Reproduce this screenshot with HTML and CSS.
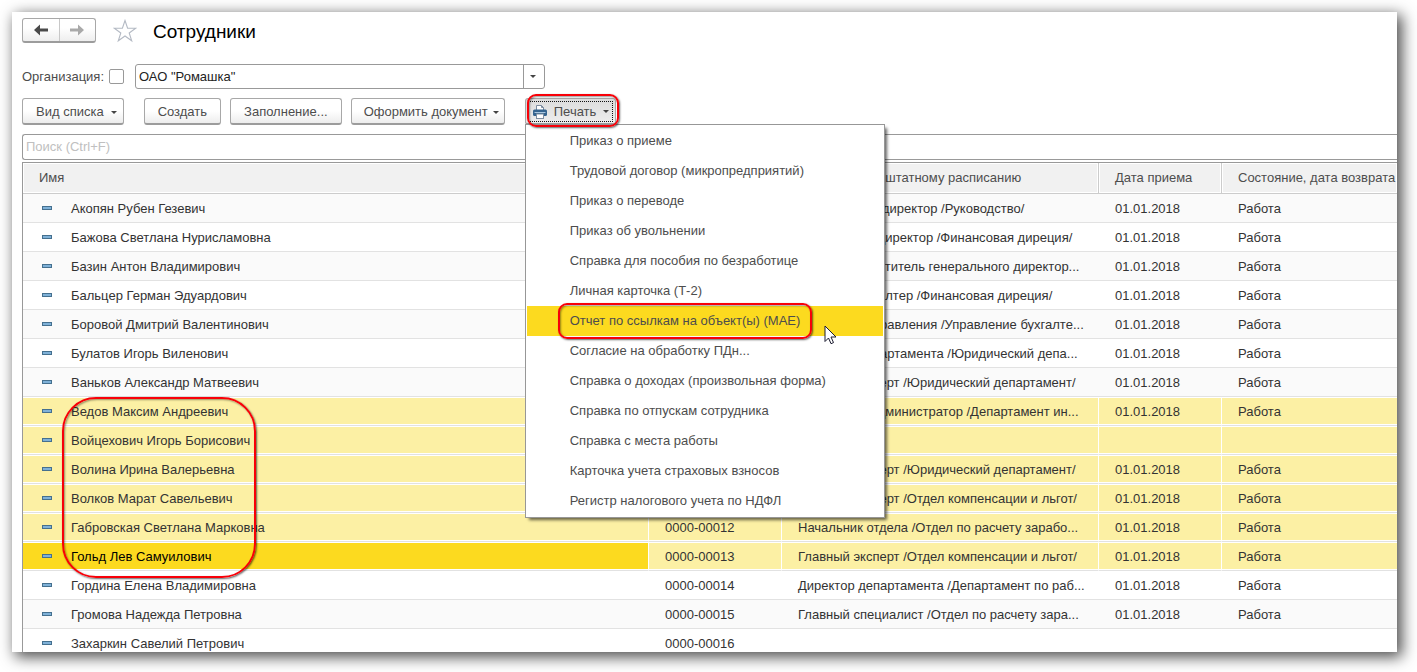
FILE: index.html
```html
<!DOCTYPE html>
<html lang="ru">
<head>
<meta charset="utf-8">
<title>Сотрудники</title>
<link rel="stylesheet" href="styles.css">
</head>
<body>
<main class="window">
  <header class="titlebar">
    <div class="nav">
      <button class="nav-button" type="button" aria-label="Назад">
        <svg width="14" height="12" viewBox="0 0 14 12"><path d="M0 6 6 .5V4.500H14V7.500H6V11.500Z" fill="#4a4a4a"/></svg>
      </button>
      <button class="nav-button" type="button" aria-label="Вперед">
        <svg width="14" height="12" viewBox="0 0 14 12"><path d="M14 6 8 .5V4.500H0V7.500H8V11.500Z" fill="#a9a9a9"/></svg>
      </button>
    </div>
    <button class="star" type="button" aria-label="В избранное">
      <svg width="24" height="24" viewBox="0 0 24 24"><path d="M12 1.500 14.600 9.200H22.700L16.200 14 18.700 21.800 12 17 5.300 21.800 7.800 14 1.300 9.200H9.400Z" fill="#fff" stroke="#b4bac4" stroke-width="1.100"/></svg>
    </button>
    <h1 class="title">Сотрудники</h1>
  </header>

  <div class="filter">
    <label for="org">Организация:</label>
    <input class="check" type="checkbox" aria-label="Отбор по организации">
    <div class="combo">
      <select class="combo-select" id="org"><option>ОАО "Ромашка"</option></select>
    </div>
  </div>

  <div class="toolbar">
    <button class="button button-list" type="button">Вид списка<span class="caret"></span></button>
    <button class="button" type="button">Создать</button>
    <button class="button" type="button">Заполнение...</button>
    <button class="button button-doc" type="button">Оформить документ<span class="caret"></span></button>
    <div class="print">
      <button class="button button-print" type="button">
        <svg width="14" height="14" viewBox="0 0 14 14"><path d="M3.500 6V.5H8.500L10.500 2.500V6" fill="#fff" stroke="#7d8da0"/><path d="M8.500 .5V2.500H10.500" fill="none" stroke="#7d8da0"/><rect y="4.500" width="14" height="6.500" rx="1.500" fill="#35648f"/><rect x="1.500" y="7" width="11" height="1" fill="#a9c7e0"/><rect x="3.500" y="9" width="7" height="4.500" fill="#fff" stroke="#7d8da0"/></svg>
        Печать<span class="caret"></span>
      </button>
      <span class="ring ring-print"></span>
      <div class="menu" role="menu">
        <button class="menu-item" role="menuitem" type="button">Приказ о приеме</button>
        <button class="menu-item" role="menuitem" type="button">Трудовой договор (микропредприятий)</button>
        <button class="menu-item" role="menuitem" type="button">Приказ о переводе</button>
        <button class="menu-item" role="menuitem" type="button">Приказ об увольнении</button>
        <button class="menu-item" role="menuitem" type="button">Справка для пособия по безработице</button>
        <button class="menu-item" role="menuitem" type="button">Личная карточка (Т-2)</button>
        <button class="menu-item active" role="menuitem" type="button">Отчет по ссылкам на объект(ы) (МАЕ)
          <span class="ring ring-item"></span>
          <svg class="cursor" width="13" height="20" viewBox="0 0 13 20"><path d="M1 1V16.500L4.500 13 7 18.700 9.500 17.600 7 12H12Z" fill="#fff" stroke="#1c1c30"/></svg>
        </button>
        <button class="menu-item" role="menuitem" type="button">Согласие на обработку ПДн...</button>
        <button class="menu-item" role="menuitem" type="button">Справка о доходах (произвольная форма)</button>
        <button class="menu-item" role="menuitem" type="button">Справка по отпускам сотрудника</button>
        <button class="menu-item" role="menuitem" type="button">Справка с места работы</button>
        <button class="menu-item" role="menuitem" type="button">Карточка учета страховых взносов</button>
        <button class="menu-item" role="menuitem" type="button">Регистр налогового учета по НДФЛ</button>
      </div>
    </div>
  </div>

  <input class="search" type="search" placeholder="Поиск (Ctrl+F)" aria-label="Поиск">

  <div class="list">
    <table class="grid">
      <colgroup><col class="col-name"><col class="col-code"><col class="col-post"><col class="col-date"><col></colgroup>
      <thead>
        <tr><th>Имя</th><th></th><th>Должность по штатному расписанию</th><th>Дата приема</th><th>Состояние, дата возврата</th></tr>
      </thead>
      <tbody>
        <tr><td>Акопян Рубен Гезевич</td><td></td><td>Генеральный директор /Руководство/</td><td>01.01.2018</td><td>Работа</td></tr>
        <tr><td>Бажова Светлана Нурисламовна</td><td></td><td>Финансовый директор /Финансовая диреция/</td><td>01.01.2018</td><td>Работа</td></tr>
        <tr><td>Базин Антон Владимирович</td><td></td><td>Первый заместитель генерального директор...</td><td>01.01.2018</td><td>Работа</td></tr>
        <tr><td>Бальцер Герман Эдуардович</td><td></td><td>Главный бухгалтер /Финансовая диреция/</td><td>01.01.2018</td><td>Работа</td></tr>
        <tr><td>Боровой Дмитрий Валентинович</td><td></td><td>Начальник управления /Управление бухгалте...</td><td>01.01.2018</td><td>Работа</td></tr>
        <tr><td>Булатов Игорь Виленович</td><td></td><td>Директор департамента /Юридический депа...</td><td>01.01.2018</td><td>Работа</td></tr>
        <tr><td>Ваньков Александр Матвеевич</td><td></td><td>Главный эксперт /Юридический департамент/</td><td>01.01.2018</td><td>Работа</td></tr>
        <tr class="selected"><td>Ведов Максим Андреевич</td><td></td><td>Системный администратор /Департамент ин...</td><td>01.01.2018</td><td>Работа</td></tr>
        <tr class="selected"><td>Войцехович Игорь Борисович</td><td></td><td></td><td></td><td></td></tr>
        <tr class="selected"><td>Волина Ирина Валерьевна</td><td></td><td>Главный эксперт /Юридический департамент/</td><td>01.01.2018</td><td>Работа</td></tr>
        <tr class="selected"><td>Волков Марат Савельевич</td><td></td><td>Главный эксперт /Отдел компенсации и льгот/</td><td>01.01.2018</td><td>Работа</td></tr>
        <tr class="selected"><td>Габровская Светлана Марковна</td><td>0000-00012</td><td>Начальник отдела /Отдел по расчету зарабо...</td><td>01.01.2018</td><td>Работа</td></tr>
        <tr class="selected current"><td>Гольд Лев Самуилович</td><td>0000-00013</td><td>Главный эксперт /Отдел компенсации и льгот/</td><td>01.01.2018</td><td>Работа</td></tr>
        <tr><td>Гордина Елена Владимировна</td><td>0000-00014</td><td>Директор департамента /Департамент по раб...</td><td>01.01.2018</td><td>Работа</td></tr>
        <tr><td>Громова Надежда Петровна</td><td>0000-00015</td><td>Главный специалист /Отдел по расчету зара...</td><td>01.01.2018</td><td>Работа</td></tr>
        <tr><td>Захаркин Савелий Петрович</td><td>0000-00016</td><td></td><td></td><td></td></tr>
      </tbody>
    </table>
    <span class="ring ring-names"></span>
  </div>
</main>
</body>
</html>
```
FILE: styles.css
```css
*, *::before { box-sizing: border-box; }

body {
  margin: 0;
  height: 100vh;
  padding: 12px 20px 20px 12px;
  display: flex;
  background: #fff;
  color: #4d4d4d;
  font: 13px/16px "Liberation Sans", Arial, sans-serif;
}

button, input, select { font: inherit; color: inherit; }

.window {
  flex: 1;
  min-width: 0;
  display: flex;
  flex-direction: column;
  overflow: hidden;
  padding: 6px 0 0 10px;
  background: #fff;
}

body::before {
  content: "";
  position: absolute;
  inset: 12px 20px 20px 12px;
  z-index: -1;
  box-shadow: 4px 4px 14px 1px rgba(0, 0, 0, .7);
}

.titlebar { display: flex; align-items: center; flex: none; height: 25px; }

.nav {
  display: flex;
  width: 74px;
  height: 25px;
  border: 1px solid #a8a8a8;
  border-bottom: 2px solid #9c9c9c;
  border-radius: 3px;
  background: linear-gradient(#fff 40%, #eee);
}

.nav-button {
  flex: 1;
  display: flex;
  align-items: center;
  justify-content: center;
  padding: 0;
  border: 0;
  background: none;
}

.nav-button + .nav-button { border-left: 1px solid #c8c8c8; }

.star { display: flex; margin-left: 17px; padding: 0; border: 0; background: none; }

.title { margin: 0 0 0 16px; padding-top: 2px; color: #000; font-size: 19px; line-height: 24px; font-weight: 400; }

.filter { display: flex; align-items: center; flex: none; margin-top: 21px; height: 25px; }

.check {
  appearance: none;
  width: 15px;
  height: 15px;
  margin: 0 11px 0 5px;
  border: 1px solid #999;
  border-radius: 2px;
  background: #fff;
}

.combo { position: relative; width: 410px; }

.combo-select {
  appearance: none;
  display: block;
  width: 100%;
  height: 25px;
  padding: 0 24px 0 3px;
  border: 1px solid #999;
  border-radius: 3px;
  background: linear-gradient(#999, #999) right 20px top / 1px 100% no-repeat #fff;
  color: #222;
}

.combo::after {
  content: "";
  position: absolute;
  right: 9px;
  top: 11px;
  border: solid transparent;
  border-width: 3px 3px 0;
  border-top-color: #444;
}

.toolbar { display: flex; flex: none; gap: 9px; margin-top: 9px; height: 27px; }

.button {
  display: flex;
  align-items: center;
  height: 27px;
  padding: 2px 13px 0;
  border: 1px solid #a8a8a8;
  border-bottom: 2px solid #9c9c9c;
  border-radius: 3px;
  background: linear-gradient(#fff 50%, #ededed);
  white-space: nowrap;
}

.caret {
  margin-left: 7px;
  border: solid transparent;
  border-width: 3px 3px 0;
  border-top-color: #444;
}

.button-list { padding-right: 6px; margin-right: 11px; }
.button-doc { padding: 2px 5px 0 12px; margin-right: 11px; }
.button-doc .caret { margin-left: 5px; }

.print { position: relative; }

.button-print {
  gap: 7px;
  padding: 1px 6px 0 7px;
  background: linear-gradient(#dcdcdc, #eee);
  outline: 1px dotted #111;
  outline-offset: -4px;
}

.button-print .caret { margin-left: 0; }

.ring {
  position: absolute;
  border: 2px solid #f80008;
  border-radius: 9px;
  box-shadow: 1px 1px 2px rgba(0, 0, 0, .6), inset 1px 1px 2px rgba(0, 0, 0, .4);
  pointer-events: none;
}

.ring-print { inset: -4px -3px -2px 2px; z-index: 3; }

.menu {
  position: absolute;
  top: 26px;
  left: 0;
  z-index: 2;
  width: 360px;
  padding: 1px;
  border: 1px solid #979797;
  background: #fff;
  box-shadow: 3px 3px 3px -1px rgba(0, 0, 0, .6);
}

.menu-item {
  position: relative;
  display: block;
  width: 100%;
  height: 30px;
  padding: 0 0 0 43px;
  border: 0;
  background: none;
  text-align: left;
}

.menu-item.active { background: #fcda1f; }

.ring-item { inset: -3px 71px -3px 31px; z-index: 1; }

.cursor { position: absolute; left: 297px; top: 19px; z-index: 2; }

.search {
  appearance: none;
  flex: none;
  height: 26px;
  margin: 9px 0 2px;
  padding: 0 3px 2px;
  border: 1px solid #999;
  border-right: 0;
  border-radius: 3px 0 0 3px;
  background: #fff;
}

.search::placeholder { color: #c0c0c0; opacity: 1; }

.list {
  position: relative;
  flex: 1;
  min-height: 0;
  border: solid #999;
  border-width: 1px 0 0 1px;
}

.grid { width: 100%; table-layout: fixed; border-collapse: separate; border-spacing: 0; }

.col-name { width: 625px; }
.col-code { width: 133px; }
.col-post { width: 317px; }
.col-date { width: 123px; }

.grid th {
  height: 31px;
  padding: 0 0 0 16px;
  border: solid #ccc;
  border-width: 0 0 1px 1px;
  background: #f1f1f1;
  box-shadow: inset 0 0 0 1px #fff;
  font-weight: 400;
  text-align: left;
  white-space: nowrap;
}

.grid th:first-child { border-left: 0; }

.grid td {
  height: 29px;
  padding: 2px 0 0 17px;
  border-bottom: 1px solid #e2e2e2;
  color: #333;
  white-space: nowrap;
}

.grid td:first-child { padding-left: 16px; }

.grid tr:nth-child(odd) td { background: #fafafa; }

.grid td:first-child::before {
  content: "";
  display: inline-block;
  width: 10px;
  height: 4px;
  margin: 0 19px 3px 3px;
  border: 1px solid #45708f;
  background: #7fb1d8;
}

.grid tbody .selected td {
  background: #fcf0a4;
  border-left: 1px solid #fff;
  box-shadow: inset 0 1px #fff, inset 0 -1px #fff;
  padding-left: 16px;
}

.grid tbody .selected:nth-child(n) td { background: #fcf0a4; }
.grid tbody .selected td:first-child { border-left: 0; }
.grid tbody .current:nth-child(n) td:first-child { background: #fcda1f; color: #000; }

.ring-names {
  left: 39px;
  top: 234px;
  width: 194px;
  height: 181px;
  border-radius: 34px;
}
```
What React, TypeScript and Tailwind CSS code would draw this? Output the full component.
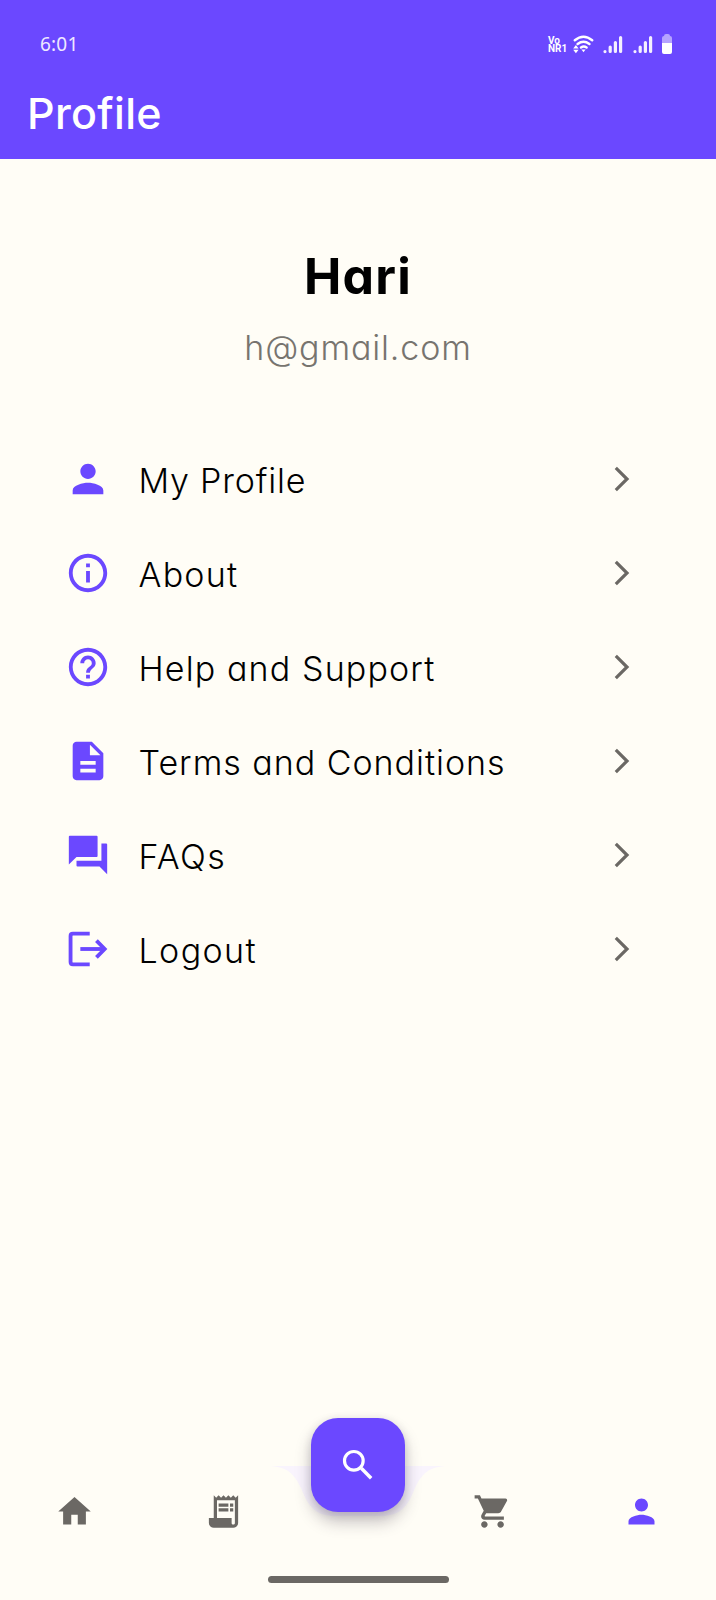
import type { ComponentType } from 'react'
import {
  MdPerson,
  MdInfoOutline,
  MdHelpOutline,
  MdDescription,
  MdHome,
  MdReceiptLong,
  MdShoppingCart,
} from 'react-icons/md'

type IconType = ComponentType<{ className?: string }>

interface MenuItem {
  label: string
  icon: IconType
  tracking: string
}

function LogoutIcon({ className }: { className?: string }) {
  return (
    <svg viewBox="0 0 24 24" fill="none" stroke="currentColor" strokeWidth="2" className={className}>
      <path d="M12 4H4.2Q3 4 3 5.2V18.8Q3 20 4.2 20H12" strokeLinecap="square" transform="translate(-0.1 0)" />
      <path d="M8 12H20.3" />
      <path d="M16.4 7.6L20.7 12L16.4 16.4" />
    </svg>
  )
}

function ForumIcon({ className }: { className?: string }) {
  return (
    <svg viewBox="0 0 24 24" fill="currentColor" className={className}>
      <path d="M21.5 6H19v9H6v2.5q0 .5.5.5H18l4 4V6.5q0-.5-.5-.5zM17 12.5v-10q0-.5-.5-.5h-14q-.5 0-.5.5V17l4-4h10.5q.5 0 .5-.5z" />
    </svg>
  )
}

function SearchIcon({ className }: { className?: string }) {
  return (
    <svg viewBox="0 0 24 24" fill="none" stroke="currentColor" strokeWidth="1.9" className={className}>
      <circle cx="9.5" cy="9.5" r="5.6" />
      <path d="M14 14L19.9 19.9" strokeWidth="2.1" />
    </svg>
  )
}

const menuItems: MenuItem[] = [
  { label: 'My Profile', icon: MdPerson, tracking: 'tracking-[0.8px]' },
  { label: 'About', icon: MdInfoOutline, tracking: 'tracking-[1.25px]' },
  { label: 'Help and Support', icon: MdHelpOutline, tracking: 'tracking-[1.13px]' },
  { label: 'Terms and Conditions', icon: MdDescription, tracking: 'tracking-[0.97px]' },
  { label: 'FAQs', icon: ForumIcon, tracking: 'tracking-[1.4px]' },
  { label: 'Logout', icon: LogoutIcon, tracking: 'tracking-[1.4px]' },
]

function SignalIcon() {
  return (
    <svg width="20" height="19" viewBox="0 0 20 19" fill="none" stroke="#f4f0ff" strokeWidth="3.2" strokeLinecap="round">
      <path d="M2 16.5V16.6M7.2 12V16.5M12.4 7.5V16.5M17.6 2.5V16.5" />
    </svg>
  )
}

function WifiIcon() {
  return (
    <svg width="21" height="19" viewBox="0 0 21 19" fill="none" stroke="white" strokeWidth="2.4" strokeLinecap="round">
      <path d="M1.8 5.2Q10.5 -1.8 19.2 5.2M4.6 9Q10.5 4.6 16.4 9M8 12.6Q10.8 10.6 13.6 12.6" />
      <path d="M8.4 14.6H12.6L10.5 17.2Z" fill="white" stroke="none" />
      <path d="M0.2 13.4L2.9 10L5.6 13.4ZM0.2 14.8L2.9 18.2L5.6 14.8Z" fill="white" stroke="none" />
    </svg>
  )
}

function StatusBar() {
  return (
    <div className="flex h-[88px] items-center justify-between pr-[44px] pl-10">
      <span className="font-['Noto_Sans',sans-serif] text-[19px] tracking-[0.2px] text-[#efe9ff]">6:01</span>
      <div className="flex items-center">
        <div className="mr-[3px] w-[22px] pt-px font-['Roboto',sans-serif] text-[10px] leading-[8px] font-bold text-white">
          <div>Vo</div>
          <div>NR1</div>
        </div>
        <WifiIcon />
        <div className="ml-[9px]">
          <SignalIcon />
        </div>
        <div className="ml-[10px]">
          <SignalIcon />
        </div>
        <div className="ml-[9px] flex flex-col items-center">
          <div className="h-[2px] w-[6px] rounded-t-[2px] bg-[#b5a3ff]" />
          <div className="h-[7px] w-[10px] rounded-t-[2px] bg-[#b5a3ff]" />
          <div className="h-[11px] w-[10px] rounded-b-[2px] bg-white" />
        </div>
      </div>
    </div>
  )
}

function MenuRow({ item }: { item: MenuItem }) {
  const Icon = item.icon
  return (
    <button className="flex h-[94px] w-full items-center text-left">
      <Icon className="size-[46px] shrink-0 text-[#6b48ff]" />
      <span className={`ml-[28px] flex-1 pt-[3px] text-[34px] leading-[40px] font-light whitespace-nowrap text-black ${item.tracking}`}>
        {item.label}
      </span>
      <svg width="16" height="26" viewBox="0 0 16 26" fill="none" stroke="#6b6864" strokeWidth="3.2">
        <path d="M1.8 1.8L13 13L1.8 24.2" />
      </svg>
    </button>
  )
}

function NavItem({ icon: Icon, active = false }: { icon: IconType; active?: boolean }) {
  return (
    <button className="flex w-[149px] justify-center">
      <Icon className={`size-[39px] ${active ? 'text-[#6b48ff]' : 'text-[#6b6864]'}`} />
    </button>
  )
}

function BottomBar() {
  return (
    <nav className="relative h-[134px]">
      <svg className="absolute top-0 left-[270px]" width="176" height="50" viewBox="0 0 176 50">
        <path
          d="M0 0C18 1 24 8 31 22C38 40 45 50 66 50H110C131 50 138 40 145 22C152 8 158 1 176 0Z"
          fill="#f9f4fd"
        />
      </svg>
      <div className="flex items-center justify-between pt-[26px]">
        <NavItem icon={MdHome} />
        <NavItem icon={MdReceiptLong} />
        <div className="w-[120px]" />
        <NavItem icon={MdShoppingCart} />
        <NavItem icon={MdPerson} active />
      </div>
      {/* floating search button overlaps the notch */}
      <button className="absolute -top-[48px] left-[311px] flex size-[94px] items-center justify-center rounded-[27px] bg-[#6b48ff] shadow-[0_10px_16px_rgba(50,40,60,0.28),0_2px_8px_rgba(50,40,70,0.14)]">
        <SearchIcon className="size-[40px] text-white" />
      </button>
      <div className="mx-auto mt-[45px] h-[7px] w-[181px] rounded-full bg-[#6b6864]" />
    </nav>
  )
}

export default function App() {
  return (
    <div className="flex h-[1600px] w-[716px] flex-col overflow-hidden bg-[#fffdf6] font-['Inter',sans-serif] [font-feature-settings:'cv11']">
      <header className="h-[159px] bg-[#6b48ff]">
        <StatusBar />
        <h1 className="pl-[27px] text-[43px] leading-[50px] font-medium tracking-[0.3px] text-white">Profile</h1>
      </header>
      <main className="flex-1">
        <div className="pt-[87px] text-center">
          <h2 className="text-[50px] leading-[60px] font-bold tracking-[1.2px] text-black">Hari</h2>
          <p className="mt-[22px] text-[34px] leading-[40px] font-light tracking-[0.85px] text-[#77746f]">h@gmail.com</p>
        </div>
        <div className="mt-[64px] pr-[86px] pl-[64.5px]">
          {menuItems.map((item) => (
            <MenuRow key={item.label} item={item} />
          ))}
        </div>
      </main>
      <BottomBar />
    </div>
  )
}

====

> _Task instructions_
Tell how many lines in the material above include the word "this", giving the number only.

> _Reply to the exercise_
2